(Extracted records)

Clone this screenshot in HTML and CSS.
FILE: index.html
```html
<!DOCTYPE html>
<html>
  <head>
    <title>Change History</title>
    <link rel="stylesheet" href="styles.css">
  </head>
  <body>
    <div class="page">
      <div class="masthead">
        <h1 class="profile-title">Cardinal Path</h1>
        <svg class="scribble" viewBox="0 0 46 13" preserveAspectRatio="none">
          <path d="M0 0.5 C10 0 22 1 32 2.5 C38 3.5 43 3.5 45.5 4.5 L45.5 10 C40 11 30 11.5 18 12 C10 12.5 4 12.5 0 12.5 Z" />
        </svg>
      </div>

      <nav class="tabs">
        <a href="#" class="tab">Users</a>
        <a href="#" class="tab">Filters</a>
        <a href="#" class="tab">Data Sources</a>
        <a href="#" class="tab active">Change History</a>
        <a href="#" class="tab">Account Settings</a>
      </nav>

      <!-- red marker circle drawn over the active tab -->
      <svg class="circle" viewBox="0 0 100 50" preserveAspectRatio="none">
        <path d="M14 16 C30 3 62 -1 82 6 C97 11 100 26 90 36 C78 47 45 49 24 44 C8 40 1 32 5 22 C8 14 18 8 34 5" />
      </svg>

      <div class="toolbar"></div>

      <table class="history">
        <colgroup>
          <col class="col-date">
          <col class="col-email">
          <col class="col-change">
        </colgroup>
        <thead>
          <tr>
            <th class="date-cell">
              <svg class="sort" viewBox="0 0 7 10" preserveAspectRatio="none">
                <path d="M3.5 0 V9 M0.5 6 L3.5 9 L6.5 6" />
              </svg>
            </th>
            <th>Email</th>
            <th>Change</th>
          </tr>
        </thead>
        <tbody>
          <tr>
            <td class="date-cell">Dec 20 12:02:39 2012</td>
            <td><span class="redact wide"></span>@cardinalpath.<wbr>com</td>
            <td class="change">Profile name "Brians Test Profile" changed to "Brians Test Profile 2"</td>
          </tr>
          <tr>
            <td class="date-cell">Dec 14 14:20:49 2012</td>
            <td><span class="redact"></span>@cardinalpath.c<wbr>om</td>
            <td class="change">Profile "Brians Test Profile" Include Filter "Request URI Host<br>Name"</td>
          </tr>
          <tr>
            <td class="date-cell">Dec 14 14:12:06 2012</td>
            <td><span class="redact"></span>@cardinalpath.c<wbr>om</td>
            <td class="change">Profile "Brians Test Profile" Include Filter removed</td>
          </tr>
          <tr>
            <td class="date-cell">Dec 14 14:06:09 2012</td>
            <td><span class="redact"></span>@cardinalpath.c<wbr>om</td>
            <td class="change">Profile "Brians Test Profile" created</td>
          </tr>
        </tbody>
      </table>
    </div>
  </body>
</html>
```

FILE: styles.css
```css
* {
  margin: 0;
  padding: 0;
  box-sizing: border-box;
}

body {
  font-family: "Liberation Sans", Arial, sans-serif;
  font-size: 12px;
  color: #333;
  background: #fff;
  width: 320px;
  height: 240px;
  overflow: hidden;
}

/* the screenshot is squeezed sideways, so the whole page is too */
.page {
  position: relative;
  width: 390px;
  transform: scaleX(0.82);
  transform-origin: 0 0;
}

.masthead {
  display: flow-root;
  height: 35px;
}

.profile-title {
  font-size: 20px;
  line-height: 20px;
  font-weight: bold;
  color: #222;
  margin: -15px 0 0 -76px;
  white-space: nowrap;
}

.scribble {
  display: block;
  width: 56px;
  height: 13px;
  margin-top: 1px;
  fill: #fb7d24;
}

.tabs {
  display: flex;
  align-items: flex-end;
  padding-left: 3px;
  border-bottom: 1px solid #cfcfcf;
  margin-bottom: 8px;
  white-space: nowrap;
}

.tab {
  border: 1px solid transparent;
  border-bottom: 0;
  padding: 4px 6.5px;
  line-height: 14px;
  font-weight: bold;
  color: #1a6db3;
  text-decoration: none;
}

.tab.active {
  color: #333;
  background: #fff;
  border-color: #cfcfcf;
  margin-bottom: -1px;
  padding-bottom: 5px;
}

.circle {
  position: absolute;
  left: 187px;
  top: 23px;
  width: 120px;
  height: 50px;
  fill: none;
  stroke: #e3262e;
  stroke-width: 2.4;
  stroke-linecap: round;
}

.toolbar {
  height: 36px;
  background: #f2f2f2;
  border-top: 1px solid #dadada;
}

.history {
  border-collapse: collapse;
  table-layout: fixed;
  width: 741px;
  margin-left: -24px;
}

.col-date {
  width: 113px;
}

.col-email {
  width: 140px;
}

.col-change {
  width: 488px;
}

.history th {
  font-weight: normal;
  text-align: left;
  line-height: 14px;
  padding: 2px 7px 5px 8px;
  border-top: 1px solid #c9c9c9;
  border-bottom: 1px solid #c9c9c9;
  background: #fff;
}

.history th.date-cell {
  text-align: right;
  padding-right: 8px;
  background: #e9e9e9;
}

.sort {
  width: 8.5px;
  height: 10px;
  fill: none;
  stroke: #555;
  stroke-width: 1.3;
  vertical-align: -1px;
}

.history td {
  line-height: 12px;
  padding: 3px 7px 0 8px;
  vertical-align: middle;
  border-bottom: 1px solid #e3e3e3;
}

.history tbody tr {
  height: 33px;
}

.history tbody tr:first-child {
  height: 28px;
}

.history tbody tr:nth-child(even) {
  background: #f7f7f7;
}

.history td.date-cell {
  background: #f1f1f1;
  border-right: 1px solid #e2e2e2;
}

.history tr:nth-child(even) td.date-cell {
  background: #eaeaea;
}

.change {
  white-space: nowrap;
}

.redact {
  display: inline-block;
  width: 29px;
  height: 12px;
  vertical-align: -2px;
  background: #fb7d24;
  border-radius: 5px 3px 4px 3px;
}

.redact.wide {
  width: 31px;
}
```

---

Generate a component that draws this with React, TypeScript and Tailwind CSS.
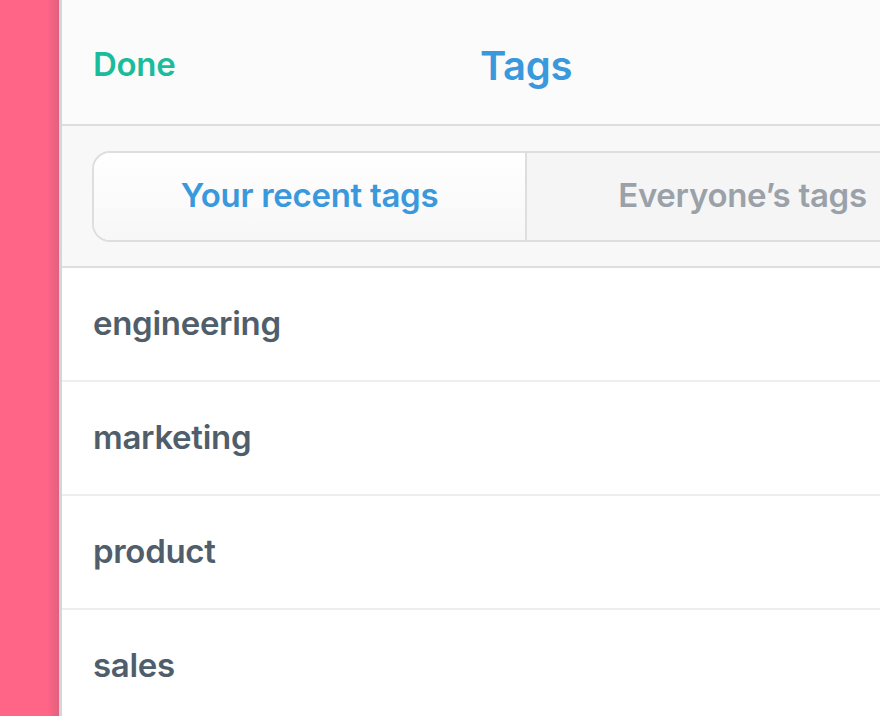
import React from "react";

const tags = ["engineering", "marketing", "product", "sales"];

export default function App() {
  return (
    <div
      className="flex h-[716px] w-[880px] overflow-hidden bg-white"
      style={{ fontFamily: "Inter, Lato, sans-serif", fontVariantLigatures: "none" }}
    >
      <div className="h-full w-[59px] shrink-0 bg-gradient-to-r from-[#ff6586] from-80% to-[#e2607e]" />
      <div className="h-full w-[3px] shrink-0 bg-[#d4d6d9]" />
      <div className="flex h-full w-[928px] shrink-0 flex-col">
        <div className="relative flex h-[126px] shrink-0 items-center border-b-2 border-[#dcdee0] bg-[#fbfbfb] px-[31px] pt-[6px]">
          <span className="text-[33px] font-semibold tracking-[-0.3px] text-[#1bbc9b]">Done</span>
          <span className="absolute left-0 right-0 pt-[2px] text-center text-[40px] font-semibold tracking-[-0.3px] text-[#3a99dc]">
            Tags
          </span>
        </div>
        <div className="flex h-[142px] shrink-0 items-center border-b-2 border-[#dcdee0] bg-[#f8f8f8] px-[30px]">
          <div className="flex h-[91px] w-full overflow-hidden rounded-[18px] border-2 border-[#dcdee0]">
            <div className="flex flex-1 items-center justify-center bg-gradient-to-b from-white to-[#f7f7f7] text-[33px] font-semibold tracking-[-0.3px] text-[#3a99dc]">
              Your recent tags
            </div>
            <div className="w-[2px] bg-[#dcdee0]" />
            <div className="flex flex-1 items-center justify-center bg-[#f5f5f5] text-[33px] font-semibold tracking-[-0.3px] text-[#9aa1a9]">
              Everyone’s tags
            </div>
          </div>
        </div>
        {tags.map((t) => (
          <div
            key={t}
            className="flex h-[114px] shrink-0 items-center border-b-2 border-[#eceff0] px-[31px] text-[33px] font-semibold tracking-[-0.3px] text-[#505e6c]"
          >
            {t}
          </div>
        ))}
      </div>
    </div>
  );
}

_Given problem_: Look through the entries above; copy every line holding the string "React".

_Task solution_:
Generate a component that draws this with React, TypeScript and Tailwind CSS.
import React from "react";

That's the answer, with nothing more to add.